The New York Times article reported that overall in the US, from 1993-2003, the size of awards increased about 3.1 percent annually, after adjusting for inflation. However, the rate of large claims (>$1 million) grew more rapidly; in 1993, 2.9% of payments exceeded $1 million, but by 2003, that rate had climbed to 8.5%.

Looking at Washington specifically, according to a study done by the Office of the Insurance Commissioner in Washington, over a 10 year period from 1994-2004, the amount of award to claimants increased by about 4.1% annually, while the number of awards paid to claimants increased by about 4.9%. In other words, the number of claims paid increased slightly faster than the size of the awards. Awards over $1 million represented 1.6% of paid claims, a rate which remained steady throughout the study period.

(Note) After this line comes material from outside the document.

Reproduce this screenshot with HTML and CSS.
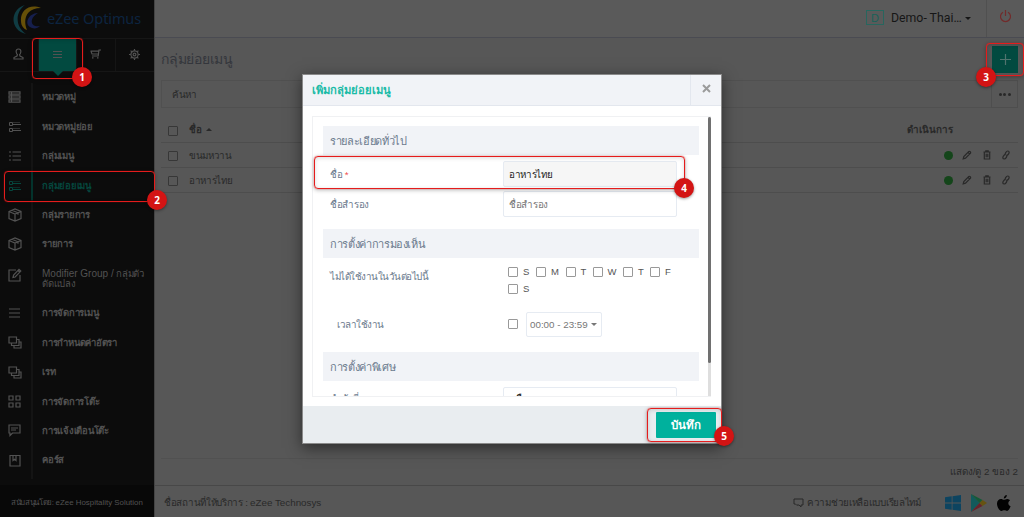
FILE: index.html
```html
<!DOCTYPE html>
<html lang="th">

<head>
  <meta charset="UTF-8">
  <meta name="viewport" content="width=device-width, initial-scale=1.0">
  <title>eZee Optimus</title>
  <link rel="stylesheet" href="styles.css">
</head>

<body>

  <!-- Icons used more than once -->
  <svg class="symbols">
    <symbol id="i-sub" viewBox="0 0 14 12"><path d="M1.500 1.500h3v3h-3zM1.500 7.500h3v3h-3zM5 3.500h8M5 9.500h8"/><path stroke-opacity=".5" d="M5 1.500h7M5 7.500h7"/></symbol>
    <symbol id="i-box" viewBox="0 0 14 14"><path d="M1 3.500L7 1l6 2.500v7L7 13l-6-2.500zM1 3.500L7 6l6-2.500M7 6v7M4 2.300l6 2.500v2"/></symbol>
    <symbol id="i-stack" viewBox="0 0 14 13"><path d="M1 1h7.500v6H1zM3.500 7v2.500H11V3.500H8.500M6 9.500V12h7V6h-2"/></symbol>
    <symbol id="i-pencil" viewBox="0 0 10 10"><path d="M1.200 8.800l.6-2.300 5-5c1-.6 2.300.6 1.700 1.700l-5 5zM6 2.300L7.700 4"/></symbol>
    <symbol id="i-trash" viewBox="0 0 10 10"><path d="M1.500 2h7M3.800 2V.8h2.400V2M2.300 2v7h5.400V2M4.200 3.800v3.500M5.800 3.800v3.500"/></symbol>
    <symbol id="i-link" viewBox="0 0 10 10"><path d="M4.300 5.200C3.300 4 5.500.8 7 1c1.700.3 1.300 2.200.3 3.400-.7.900-1.400 1.200-2 .9M5.700 4.600c1 1.200-1 4.600-2.700 4.400-1.700-.3-1.300-2.200-.3-3.400.7-.9 1.300-1.200 2-.9"/></symbol>
  </svg>

  <aside class="sidebar">
    <div class="logo">
      <svg width="30" height="30" viewBox="0 0 30 30">
        <path fill="#103c43" d="M12 0C-3 4-4 25 13 29 2 22 2 7 12 0z"/>
        <path fill="#665008" d="M28 3C16-2 7 6 8 16c0 5 3 8 6 9-4-9-2-22 14-22z"/>
        <path fill="#161f4d" d="M25 8c-10 0-15 12-6 15 3 1 6 0 8-2-10 2-11-8-2-13z"/>
      </svg>
      <span>eZee Optimus</span>
    </div>
    <div class="tabs">
      <div class="tab"><svg width="11" height="12" viewBox="0 0 11 12"><path d="M5.500 1c-1.800 0-2.600 1.300-2.300 3 .2 1.300.7 2.200 1.200 2.700L4 8 1 9.500V11h9V9.500L7 8l-.4-1.300c.5-.5 1-1.400 1.200-2.700.3-1.700-.5-3-2.300-3z"/></svg></div>
      <div class="tab active"><svg width="9" height="9" viewBox="0 0 9 9"><path d="M0 1.500h9M0 4.500h9M0 7.500h9"/></svg></div>
      <div class="tab"><svg width="11" height="10" viewBox="0 0 11 10"><path d="M11 1H9L8.200 7H2M.5 2.200h8.300M1 2.200L2 5h6.400M2 8.800h1.500M7 8.800h1.500"/></svg></div>
      <div class="tab"><svg width="11" height="11" viewBox="0 0 11 11"><circle cx="5.500" cy="5.500" r="3.600"/><circle cx="5.500" cy="5.500" r="1.400"/><path d="M5.500 0v1.800M5.500 9.200V11M0 5.500h1.800M9.200 5.500H11M1.600 1.600l1.300 1.300M8.100 8.100l1.300 1.300M9.400 1.600L8.100 2.900M2.900 8.100L1.600 9.400"/></svg></div>
    </div>
    <div class="menu">
      <a class="item"><span class="ico"><svg width="13" height="12" viewBox="0 0 13 12"><path d="M1 .8h11v2.400H1zM1 4.800h11v2.400H1zM1 8.800h11v2.400H1zM3.500 1v10"/></svg></span><span>หมวดหมู่</span></a>
      <a class="item"><span class="ico"><svg class="thin" width="14" height="12"><use href="#i-sub"/></svg></span><span>หมวดหมู่ย่อย</span></a>
      <a class="item"><span class="ico"><svg width="12" height="10" viewBox="0 0 12 10"><path d="M0 1h2M3.500 1H12M0 5h2M3.500 5H12M0 9h2M3.500 9H12"/></svg></span><span>กลุ่มเมนู</span></a>
      <a class="item active"><span class="ico"><svg class="thin" width="14" height="12"><use href="#i-sub"/></svg></span><span>กลุ่มย่อยเมนู</span></a>
      <a class="item"><span class="ico"><svg width="14" height="14"><use href="#i-box"/></svg></span><span>กลุ่มรายการ</span></a>
      <a class="item"><span class="ico"><svg width="14" height="14"><use href="#i-box"/></svg></span><span>รายการ</span></a>
      <a class="item tall"><span class="ico"><svg width="14" height="14" viewBox="0 0 14 14"><path d="M8 2H1v11h11V7M5 9.500l.6-2.500L11 1.300l1.800 1.800L7.200 9zM10 2.500L11.700 4"/></svg></span><span><span class="latin">Modifier Group /</span> กลุ่มตัว<br>ดัดแปลง</span></a>
      <a class="item"><span class="ico"><svg width="11" height="10" viewBox="0 0 11 10"><path d="M0 1h11M0 5h11M0 9h11"/></svg></span><span>การจัดการเมนู</span></a>
      <a class="item"><span class="ico"><svg width="14" height="13"><use href="#i-stack"/></svg></span><span>การกำหนดค่าอัตรา</span></a>
      <a class="item"><span class="ico"><svg width="14" height="13"><use href="#i-stack"/></svg></span><span>เรท</span></a>
      <a class="item"><span class="ico"><svg width="13" height="13" viewBox="0 0 13 13"><path d="M1 1h4v4H1zM8 1h4v4H8zM1 8h4v4H1zM8 8h4v4H8z"/></svg></span><span>การจัดการโต๊ะ</span></a>
      <a class="item"><span class="ico"><svg width="13" height="13" viewBox="0 0 13 13"><path d="M1 1h11v8H4.500L2 11.500V9H1zM3 4h7M3 6h5"/></svg></span><span>การแจ้งเตือนโต๊ะ</span></a>
      <a class="item"><span class="ico"><svg width="12" height="13" viewBox="0 0 12 13"><path d="M1 1.500h10V12H1zM4 1.500v5l1.500-1.300L7 6.500v-5"/></svg></span><span>คอร์ส</span></a>
    </div>
    <div class="powered">สนับสนุนโดย: <span class="latin">eZee Hospitality Solution</span></div>
  </aside>

  <main class="main">
    <header class="topbar">
      <span class="badge-d">D</span>
      <span class="hotel">Demo- Thai…</span>
      <span class="caret"></span>
      <span class="power"><svg width="13" height="13" viewBox="0 0 13 13"><path d="M4 2.200a5 5 0 1 0 5 0M6.500 0v6"/></svg></span>
    </header>

    <section class="content">
      <div class="title-row">
        <h1>กลุ่มย่อยเมนู</h1>
        <button class="add"><svg width="11" height="11" viewBox="0 0 11 11"><path d="M5.500 0v11M0 5.500h11"/></svg></button>
      </div>
      <div class="search-row">
        <div class="search">ค้นหา</div>
        <button class="more"><i></i><i></i><i></i></button>
      </div>
      <div class="table">
        <div class="row head">
          <span class="check"></span><span class="cell">ชื่อ <i class="up"></i></span><span class="action">ดำเนินการ</span>
        </div>
        <div class="row">
          <span class="check"></span><span class="cell">ขนมหวาน</span>
          <span class="tools"><i class="dot"></i><svg><use href="#i-pencil"/></svg><svg><use href="#i-trash"/></svg><svg><use href="#i-link"/></svg></span>
        </div>
        <div class="row">
          <span class="check"></span><span class="cell">อาหารไทย</span>
          <span class="tools"><i class="dot"></i><svg><use href="#i-pencil"/></svg><svg><use href="#i-trash"/></svg><svg><use href="#i-link"/></svg></span>
        </div>
      </div>
      <div class="pager">แสดง/ดู 2 ของ 2</div>
    </section>

    <footer class="footer">
      <span class="place">ชื่อสถานที่ให้บริการ : <span class="latin">eZee Technosys</span></span>
      <svg class="chat" width="11" height="10" viewBox="0 0 11 10"><path d="M1 1h9v6H8v2L6 7H4M1 1v5h1.500L4 7.500"/></svg>
      <span class="help">ความช่วยเหลือแบบเรียลไทม์</span>
      <span class="stores">
        <svg width="16" height="16" viewBox="0 0 16 16"><path fill="#0d4460" d="M0 2.300L6.700 1.300v6.200H0zM7.500 1.200L16 0v7.500H7.500zM0 8.400h6.700v6.300L0 13.700zM7.500 8.400H16V16l-8.500-1.200z"/></svg>
        <svg width="16" height="18" viewBox="0 0 16 18"><path fill="#125a5c" d="M0 0v18l8.500-9z"/><path fill="#145a38" d="M0 0l11.500 6L8.500 9z"/><path fill="#66232b" d="M0 18l11.500-6-3-3z"/><path fill="#665311" d="M11.500 6L16 9l-4.500 3-3-3z"/></svg>
        <svg width="14" height="16" viewBox="0 0 14 16"><path fill="#020202" d="M9.800 0c.1 1.800-1.200 3.500-3 3.600C6.600 1.900 8.200.2 9.800 0zM13 5.500c-2.500 1.600-2.100 4.700.6 5.800-.8 2-2 4.500-3.500 4.600-1 0-1.500-.7-2.800-.7s-1.900.7-2.800.7C2.200 16-.1 11.400 0 8.500.1 5.500 2 4 4 4c1.200 0 2.100.8 3 .8S9 3.900 10.500 4c1 .1 1.900.5 2.500 1.500z"/></svg>
      </span>
    </footer>
  </main>

  <div class="modal">
    <div class="modal-head">
      <span class="modal-title">เพิ่มกลุ่มย่อยเมนู</span>
      <span class="close"><svg width="9" height="9" viewBox="0 0 9 9"><path d="M1 1l7 7M8 1L1 8"/></svg></span>
    </div>
    <div class="modal-body">
      <div class="scroll">
        <div class="section">รายละเอียดทั่วไป</div>
        <div class="field first">
          <label>ชื่อ <em>*</em></label>
          <div class="input filled">อาหารไทย</div>
        </div>
        <div class="field second">
          <label>ชื่อสำรอง</label>
          <div class="input">ชื่อสำรอง</div>
        </div>
        <div class="section">การตั้งค่าการมองเห็น</div>
        <div class="field days-row">
          <label class="tight">ไม่ได้ใช้งานในวันต่อไปนี้</label>
          <div class="days">
            <span><i class="box"></i>S</span><span><i class="box"></i>M</span><span><i class="box"></i>T</span><span><i class="box"></i>W</span><span><i class="box"></i>T</span><span><i class="box"></i>F</span><span><i class="box"></i>S</span>
          </div>
        </div>
        <div class="field time-row">
          <label class="tight">เวลาใช้งาน</label>
          <i class="box"></i>
          <div class="time">00:00 - 23:59<i class="caret"></i></div>
        </div>
        <div class="section">การตั้งค่าพิเศษ</div>
        <div class="field last">
          <label>ลำดับที่</label>
          <div class="input">เลือก</div>
        </div>
      </div>
      <div class="track"><div class="thumb"></div></div>
    </div>
    <div class="modal-foot"><button class="save">บันทึก</button></div>
  </div>

  <!-- Step markers over the screen -->
  <div class="mark m1"><b>1</b></div>
  <div class="mark m2"><b>2</b></div>
  <div class="mark m3"><b>3</b></div>
  <div class="mark m4"><b>4</b></div>
  <div class="mark m5"><b>5</b></div>

</body>

</html>
```
FILE: styles.css
```css
* {
  box-sizing: border-box;
}

body {
  display: flex;
  width: 1024px;
  height: 517px;
  margin: 0;
  overflow: hidden;
  font-family: "Liberation Sans", Arial, sans-serif;
  font-size: 9.800px;
  letter-spacing: -0.35px;
  background-color: #575757;
  color: #292929;
}

svg {
  display: block;
  fill: none;
  stroke: currentColor;
  stroke-width: 1.2;
}

.symbols {
  position: absolute;
  width: 0;
  height: 0;
}

button {
  padding: 0;
  border: 0;
  font-family: inherit;
}

.latin {
  letter-spacing: 0;
}

/* Sidebar */
.sidebar {
  display: flex;
  flex-direction: column;
  width: 154px;
  background-color: #0c0c0c;
  color: #525252;
}

.logo {
  display: flex;
  align-items: center;
  height: 38px;
  padding: 1px 0 0 13px;
  gap: 4px;
  font-family: "Noto Sans", sans-serif;
  font-size: 14.5px;
  letter-spacing: -0.1px;
  color: #0c2440;
  white-space: nowrap;
}

.logo svg {
  stroke: none;
  flex: none;
}

.logo span {
  padding-bottom: 4px;
}

.tabs {
  display: grid;
  grid-template-columns: repeat(4, 1fr);
  height: 34px;
  border-top: 1px solid #161616;
  border-bottom: 1px solid #161616;
}

.tab {
  display: flex;
  align-items: center;
  justify-content: center;
  border-right: 1px solid #151515;
  padding-bottom: 2px;
}

.tab:last-child {
  border-right: 0;
}

.tab.active {
  position: relative;
  background-color: #024a40;
}

.tab.active::after {
  content: "";
  position: absolute;
  left: 14px;
  top: 32px;
  border: 5px solid transparent;
  border-top-color: #024a40;
  border-bottom: 0;
}

.menu {
  flex: 1;
  padding-top: 10.800px;
  background: linear-gradient(#141414, #141414) 31px 11px / 2px 396px no-repeat;
}

.item {
  display: flex;
  align-items: center;
  height: 29.400px;
  line-height: 10px;
  font-size: 9.500px;
  font-weight: bold;
  letter-spacing: -0.25px;
  white-space: nowrap;
}

.item.tall {
  height: 39.500px;
  font-weight: normal;
}

.item.tall .latin {
  font-size: 10px;
}

.item.tall .ico {
  padding-bottom: 8px;
}

.ico {
  display: flex;
  justify-content: center;
  width: 29px;
  margin-right: 13px;
}

.thin {
  stroke-width: 1;
}

.item.active {
  color: #05463d;
}

.item.active .ico {
  margin-right: 2px;
}

.item.active .ico + span {
  padding-left: 9px;
  border-left: 2px solid #03332c;
  line-height: 29px;
}

.powered {
  height: 32px;
  padding-left: 11px;
  line-height: 35px;
  background-color: #080808;
  font-size: 7.900px;
  white-space: nowrap;
}

/* Page */
.main {
  flex: 1;
  display: flex;
  flex-direction: column;
  border-left: 1px solid #444;
}

.topbar {
  display: flex;
  align-items: center;
  height: 38px;
  border-bottom: 1px solid #4a4b52;
  background-color: #5a5a5a;
  letter-spacing: 0;
}

.badge-d {
  width: 18px;
  height: 15px;
  margin-left: 711px;
  margin-bottom: 2px;
  border: 1px solid #27665e;
  color: #186258;
  font-size: 11px;
  line-height: 14px;
  text-align: center;
}

.hotel {
  width: 74px;
  margin-left: 7px;
  margin-bottom: 2px;
  font-family: Roboto, sans-serif;
  font-size: 12.300px;
  color: #161616;
  white-space: nowrap;
}

.caret {
  border: 3px solid transparent;
  border-top-color: currentColor;
  border-bottom: 0;
}

.topbar .caret {
  border-top-color: #161616;
}

.power {
  display: flex;
  align-items: center;
  align-self: stretch;
  margin-left: auto;
  padding: 0 12px 4px;
  border-left: 1px solid #505050;
  color: #722b2b;
}

.content {
  flex: 1;
  padding: 6px 6px 0;
}

.title-row {
  display: flex;
  justify-content: space-between;
  align-items: center;
  height: 30px;
}

h1 {
  margin: 0;
  font-size: 14px;
  font-weight: normal;
  letter-spacing: -0.25px;
  color: #34363c;
}

.add {
  display: grid;
  place-items: center;
  width: 26px;
  height: 27px;
  background-color: #024a40;
  color: #51736e;
}

.search-row {
  display: flex;
  height: 28px;
  margin-top: 6px;
}

.search {
  flex: 1;
  padding-left: 10px;
  border: 1px solid #505050;
  border-right: 0;
  line-height: 27px;
}

.more {
  display: flex;
  align-items: center;
  justify-content: center;
  gap: 1.500px;
  width: 27px;
  border: 1px solid #4e4e4e;
  background: none;
}

.more i {
  width: 3px;
  height: 3px;
  border-radius: 50%;
  background-color: #282828;
}

.table {
  height: 342px;
  margin-top: 9px;
  border-bottom: 1px solid #515151;
}

.row {
  display: flex;
  align-items: center;
  height: 25px;
  padding-left: 7px;
  border-bottom: 1px solid #4d4d4d;
}

.row.head {
  height: 26px;
  font-weight: bold;
}

.check {
  width: 10px;
  height: 10px;
  margin-top: 2px;
  border: 1.500px solid #373737;
  border-radius: 1px;
}

.cell {
  flex: 1;
  margin-left: 11px;
}

.up {
  display: inline-block;
  vertical-align: 2px;
  margin-left: 2px;
  border: 3px solid transparent;
  border-bottom-color: currentColor;
  border-top: 0;
}

.action {
  width: 46px;
  margin-right: 65px;
  letter-spacing: 0;
  white-space: nowrap;
}

.tools {
  display: flex;
  align-items: center;
  margin-right: 7px;
}

.tools svg {
  width: 10px;
  height: 10px;
  margin-left: 9.500px;
  stroke-width: 1.2;
}

.dot {
  width: 9px;
  height: 9px;
  border-radius: 50%;
  background-color: #14451a;
}

.pager {
  line-height: 26px;
  letter-spacing: -0.05px;
  text-align: right;
}

.footer {
  display: flex;
  align-items: center;
  height: 32px;
  padding: 2px 13px 0 9px;
  border-top: 1px solid #484848;
  white-space: nowrap;
}

.place {
  letter-spacing: -0.3px;
}

.chat {
  margin-left: auto;
  margin-right: 3px;
  stroke-width: 1;
}

.help {
  width: 115px;
  letter-spacing: -0.3px;
}

.stores {
  display: flex;
  align-items: center;
  gap: 10px;
  margin-left: 23px;
}

.stores svg {
  stroke: none;
}

/* Dialog */
.modal {
  position: absolute;
  left: 302px;
  top: 74px;
  display: flex;
  flex-direction: column;
  width: 420px;
  height: 370px;
  border: 1px solid #8a8a8a;
  background-color: #fff;
  box-shadow: 0 4px 14px rgba(0, 0, 0, 0.5);
  color: #6b7a8d;
}

.modal-head {
  display: flex;
  justify-content: space-between;
  height: 31px;
  border-bottom: 1px solid #e3e7ee;
  background-color: #f1f3f7;
}

.modal-title {
  padding-left: 9px;
  color: #1bbba7;
  font-size: 11.200px;
  font-weight: bold;
  letter-spacing: 0;
  line-height: 31px;
}

.close {
  display: grid;
  place-items: center;
  width: 31px;
  padding-bottom: 3px;
  border-left: 1px solid #e3e7ee;
  color: #9b9b9b;
}

.close svg {
  stroke-width: 2;
}

.modal-body {
  display: flex;
  height: 281px;
  margin: 10px 10px 0 9px;
  border: 1px solid #f0f1f3;
  border-right: 0;
}

.scroll {
  flex: 1;
  padding: 9px 9px 0 10px;
  overflow: hidden;
}

.section {
  height: 29px;
  padding-left: 7px;
  background-color: #f1f3f7;
  font-size: 11px;
  letter-spacing: -0.35px;
  line-height: 30px;
}

.field {
  display: flex;
  align-items: center;
  padding-left: 7px;
}

.field label {
  width: 173px;
}

.field .tight {
  letter-spacing: -0.5px;
}

.field em {
  color: #f05050;
  font-style: normal;
}

.input {
  width: 174px;
  height: 26px;
  padding-left: 5px;
  border: 1px solid #e6ebf2;
  border-radius: 2px;
  line-height: 25px;
  color: #777;
}

.input.filled {
  background-color: #f6f6f6;
  color: #222;
}

.first {
  padding-top: 6px;
}

.second {
  padding: 4px 0 12px 7px;
}

.days-row {
  align-items: flex-start;
  height: 47px;
  padding-top: 6px;
}

.days-row label {
  padding-top: 5px;
}

.days {
  display: flex;
  flex-wrap: wrap;
  width: 190px;
  padding-left: 5px;
  font-size: 9.500px;
  letter-spacing: 0;
}

.days span {
  display: flex;
  align-items: center;
  width: 28px;
  height: 16.500px;
  line-height: 10px;
  color: #555;
}

.days span:nth-child(2) {
  width: 29.500px;
}

.days span:nth-child(3) {
  width: 27px;
}

.days span:nth-child(4) {
  width: 30.500px;
}

.days span:nth-child(5) {
  width: 27px;
}

.box {
  width: 10px;
  height: 10px;
  border: 1px solid #999;
  border-radius: 1px;
}

.days .box {
  margin-right: 5px;
}

.time-row {
  height: 47px;
  padding: 0 0 9px 14px;
}

.time-row label {
  width: 171px;
}

.time {
  display: flex;
  align-items: center;
  justify-content: space-between;
  width: 76px;
  height: 25px;
  margin-left: 8px;
  padding: 0 4px 0 3px;
  border: 1px solid #e6ebf2;
  border-radius: 2px;
  color: #777;
  letter-spacing: 0;
  white-space: nowrap;
}

.last {
  padding-top: 6px;
}

.last .input {
  padding-left: 9px;
  color: #222;
  line-height: 21px;
}

.last label {
  margin-top: -3px;
}

.track {
  width: 3px;
  background-color: #dedede;
}

.thumb {
  height: 246px;
  border-radius: 2px;
  background-color: #707070;
}

.modal-foot {
  display: flex;
  justify-content: flex-end;
  flex: 1;
  margin-top: 9px;
  padding: 6px 5px 0 0;
  background-color: #e9edf0;
}

.save {
  width: 60px;
  height: 26px;
  border-radius: 1px;
  background-color: #00b19d;
  color: #fff;
  font-size: 11.500px;
  font-weight: bold;
}

/* Step markers */
.mark {
  position: absolute;
  border: 1.500px solid #e51c1c;
  border-radius: 4px;
  box-shadow: 0 0 1px #e51c1c, 0 1px 4px rgba(0, 0, 0, 0.3), inset 0 1px 4px rgba(0, 0, 0, 0.15);
}

.mark b {
  position: absolute;
  right: -10px;
  bottom: -9px;
  width: 20px;
  height: 20px;
  border-radius: 50%;
  background-color: #d31414;
  box-shadow: 0 1px 3px rgba(0, 0, 0, 0.4);
  color: #fff;
  font-family: "Open Sans", sans-serif;
  font-size: 10px;
  letter-spacing: 0;
  line-height: 20px;
  text-align: center;
}

.m1 {
  left: 32px;
  top: 38px;
  width: 51px;
  height: 41px;
}

.m2 {
  left: 4px;
  top: 171px;
  width: 151px;
  height: 31px;
}

.m2 b {
  right: -13px;
}

.m3 {
  left: 986px;
  top: 43px;
  width: 38px;
  height: 33px;
}

.m3 b {
  right: auto;
  left: -11px;
  bottom: -12px;
}

.m4 {
  left: 314px;
  top: 156px;
  width: 371px;
  height: 33px;
}

.m4 b {
  bottom: -10px;
}

.m5 {
  left: 647px;
  top: 408px;
  width: 75px;
  height: 34px;
}

.m5 b {
  right: -13px;
  bottom: -5px;
}
```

Capping awards probably would have a short-term effect on malpractice premiums, but in the long term, awards just don’t appear to drive premiums that strongly. A Weiss Ratings study in 2003 found that even in states with award caps, doctors were seeing sharp increases in premiums. California has been pointed to as an example of a state where award caps are limiting premium increases, but perhaps a bigger factor is that California law requires insurers to hold public hearings before raising rates more than 15%.

There may or may not be a crisis in malpractice premiums. If you’re a doctor facing share increases, it probably feels like a crisis. But tort-reform isn’t going to fix it.